The U.S. Department of Justice is conducting a civil probe into whether some FinTechs distributing federal Payroll Protection Program relief botched loan sizes, Reuters reported, citing numerous unnamed sources.
One of the companies the government is looking into is Atlanta-based Kabbage, according to the wire service. Spokesmen for American Express, which purchased a significant portion of Kabbage assets, and the Justice Department, declined comment, according to Reuters.
The Payroll Protection Program, often called simply the PPP program, relied on banks, FinTechs and other lenders to distribute billions of dollars with the understanding the federal government, through the Small Business Administration, would reimburse them. Borrowers that maintained payrolls aren’t supposed to have to pay money back.
According to Reuters, the newly reported investigation has centered on whether lenders accurately included payroll taxes in determining the size of companies’ payrolls and therefore the amount they were eligible to borrow.

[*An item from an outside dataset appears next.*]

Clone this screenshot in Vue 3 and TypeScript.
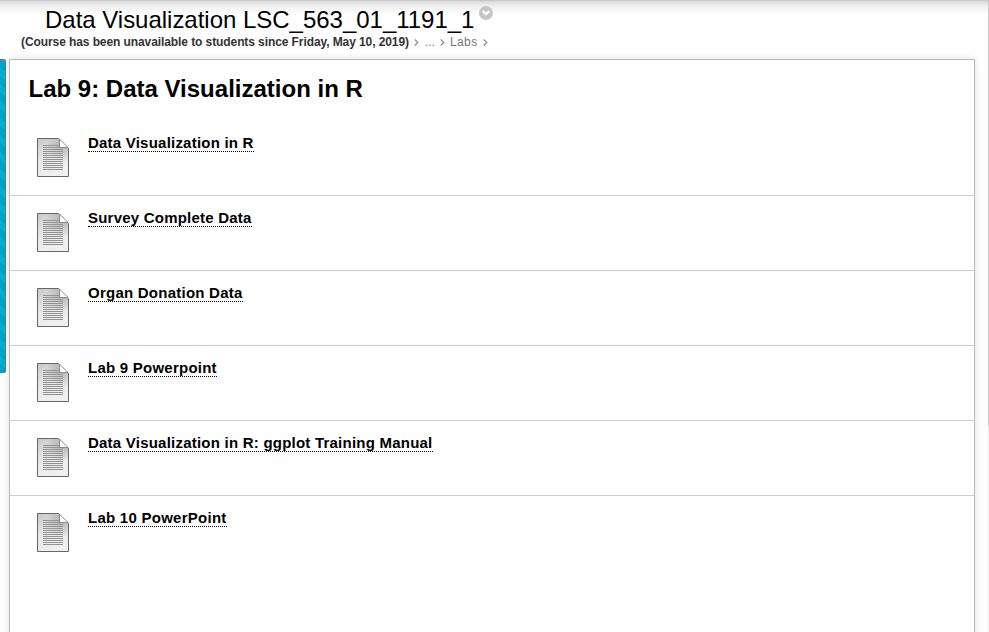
<script setup lang="ts">
interface ContentItem {
  id: number
  title: string
  spacing: number
}

const items: ContentItem[] = [
  { id: 1, title: 'Data Visualization in R', spacing: 0.22 },
  { id: 2, title: 'Survey Complete Data', spacing: 0.22 },
  { id: 3, title: 'Organ Donation Data', spacing: 0.24 },
  { id: 4, title: 'Lab 9 Powerpoint', spacing: 0.24 },
  { id: 5, title: 'Data Visualization in R: ggplot Training Manual', spacing: 0.225 },
  { id: 6, title: 'Lab 10 PowerPoint', spacing: 0.26 },
]
const lines: number[] = Array.from({ length: 13 }, (_, i) => 7 + i * 2)
</script>

<template>
  <div class="page">
    <header class="header">
      <div class="course">
        <h1>Data Visualization LSC_563_01_1191_1</h1>
        <svg class="toggle" width="14" height="14" viewBox="0 0 14 14">
          <circle cx="7" cy="7" r="7" fill="#c6c6c6" />
          <path d="M3.8 5.2 7 8.2l3.2-3" fill="none" stroke="#fff" stroke-width="2.4" />
        </svg>
      </div>
      <nav class="crumbs">
        <strong>(Course has been unavailable to students since Friday, May 10, 2019)</strong>
        <svg class="sep" width="5" height="7" viewBox="0 0 5 7"><path d="M.7.5 3.8 3.5.7 6.5" /></svg>
        <a class="dots">...</a>
        <svg class="sep" width="5" height="7" viewBox="0 0 5 7"><path d="M.7.5 3.8 3.5.7 6.5" /></svg>
        <a class="labs">Labs</a>
        <svg class="sep" width="5" height="7" viewBox="0 0 5 7"><path d="M.7.5 3.8 3.5.7 6.5" /></svg>
      </nav>
    </header>
    <div class="body">
      <aside class="rail"></aside>
      <main class="panel">
        <h2>Lab 9: Data Visualization in R</h2>
        <ul>
          <li v-for="item in items" :key="item.id">
            <svg class="doc" width="32" height="39" viewBox="0 0 32 39">
              <defs>
                <linearGradient :id="`paper${item.id}`" x1="0" y1="0" x2=".45" y2="1">
                  <stop offset="0" stop-color="#c8c8c8" />
                  <stop offset=".5" stop-color="#e6e6e6" />
                  <stop offset="1" stop-color="#f0f0f0" />
                </linearGradient>
                <radialGradient :id="`shade${item.id}`" gradientUnits="userSpaceOnUse" cx="26" cy="7" r="17">
                  <stop offset="0" stop-color="#999" stop-opacity=".7" />
                  <stop offset="1" stop-color="#999" stop-opacity="0" />
                </radialGradient>
              </defs>
              <path d="M.5.5h21l10 10v28H.5z" :fill="`url(#paper${item.id})`" />
              <path d="M.5.5h21l10 10v28H.5z" :fill="`url(#shade${item.id})`" stroke="#666" />
              <rect v-for="y in lines" :key="y" x="6" :y="y" width="20" height="1" fill="#949294" />
              <path d="M22.5 1v8.5H31z" fill="#fff" stroke="#777" stroke-width=".8" />
            </svg>
            <a class="link" :style="{ letterSpacing: `${item.spacing}px` }">{{ item.title }}</a>
          </li>
        </ul>
      </main>
    </div>
    <div class="edge"></div>
  </div>
</template>

<style>
body {
  margin: 0;
  background: #fff;
  overflow: hidden;
}
</style>

<style scoped>
.page {
  position: relative;
  display: flex;
  flex-direction: column;
  width: 989px;
  height: 632px;
  overflow: hidden;
  font-family: "Liberation Sans", Arial, sans-serif;
  color: #000;
}
.header {
  box-sizing: border-box;
  height: 59px;
  padding-top: 6px;
  background: linear-gradient(#c3c3c3 0, #dedede 2px, #efefef 6px, #fafafa 12px, #fff 16px);
}
.course {
  display: flex;
  height: 28px;
  padding-left: 45px;
}
h1 {
  margin: 0;
  font-size: 24px;
  font-weight: 400;
  line-height: 28px;
  letter-spacing: -0.02px;
  white-space: nowrap;
}
.toggle {
  margin-left: 5px;
}
.crumbs {
  display: flex;
  align-items: center;
  height: 16px;
  padding-left: 21px;
  font-size: 12px;
  line-height: 16px;
  color: #777;
  white-space: nowrap;
}
.crumbs strong {
  color: #333;
  letter-spacing: -0.088px;
}
.sep {
  flex: none;
  margin: 1px 0 0 5px;
  fill: none;
  stroke: #888;
  stroke-width: 1.1;
}
.dots {
  margin-left: 6px;
}
.dots + .sep {
  margin-left: 5px;
}
.labs {
  margin-left: 5px;
  letter-spacing: 0.4px;
}
.body {
  display: flex;
  flex: 1;
  min-height: 0;
}
.rail {
  box-sizing: border-box;
  width: 6px;
  height: 314px;
  border: solid #5f7f87;
  border-width: 1px 1px 1px 0;
  border-radius: 0 2px 2px 0;
  background: repeating-linear-gradient(45deg, #00a2c8 0 6px, #0aadd0 6px 12px);
}
.panel {
  box-sizing: border-box;
  width: 966px;
  height: 600px;
  margin-left: 3px;
  border: 1px solid #bbb;
  background: #fff;
  box-shadow: 0 0 8px rgba(0, 0, 0, 0.12);
}
h2 {
  height: 61px;
  margin: 0;
  padding: 15px 0 0 18.5px;
  box-sizing: border-box;
  font-size: 24px;
  line-height: 28px;
  white-space: nowrap;
}
ul {
  margin: 0;
  padding: 0;
  list-style: none;
}
li {
  box-sizing: border-box;
  display: flex;
  align-items: flex-start;
  height: 75px;
  padding: 17px 0 0 27px;
  border-bottom: 1px solid #ccc;
}
li:last-child {
  border-bottom: 0;
}
.doc {
  flex: none;
}
.link {
  height: 17px;
  margin: -4px 0 0 19px;
  border-bottom: 1px dotted #000;
  font-size: 15px;
  font-weight: 700;
  line-height: 18px;
  white-space: nowrap;
}
.edge {
  position: absolute;
  top: 0;
  right: 0;
  width: 1px;
  height: 426px;
  background: #c8c8c8;
  box-shadow: 0 206px #eee;
}
</style>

The matter is complicated because of the need to factor in not just federal payroll taxes, but in some cases local and state payroll taxes as well.
Reuters reported that FinTechs are under special scrutiny because many rely on software to process loan applications, and the number of software glitches and replicated errors proved problematic.
A Small Business Administration spokesman declined to comment on the investigation, Reuters stated.
Lenders, for their part, have complained they were pressured to process deluges of loan applications even as guidelines for issuing loans were changing, Reuters reported.
According to the federal Small Business Administration, 5,476 lenders had approved about 10.8 million loans totaling more than $780 billion as of May 2, 2021, the most-recent date range for which data is available.
For 2021 so far, according to the federal government, the vast majority of the 5,249 issuers of PPP loans have been banks (4,116, or 78 percent) and credit unions (844, or 16 percent). Only 34 were in the category “FinTechs (and other state-regulated).”
While FinTechs represented only a tiny portion of 2021 loan issuers — about 1 percent — they were dramatically over-represented in the number and total cash value of loans, according to federal data. FinTechs were behind more than 19 percent of loans and 8 percent of total loan proceeds distributed.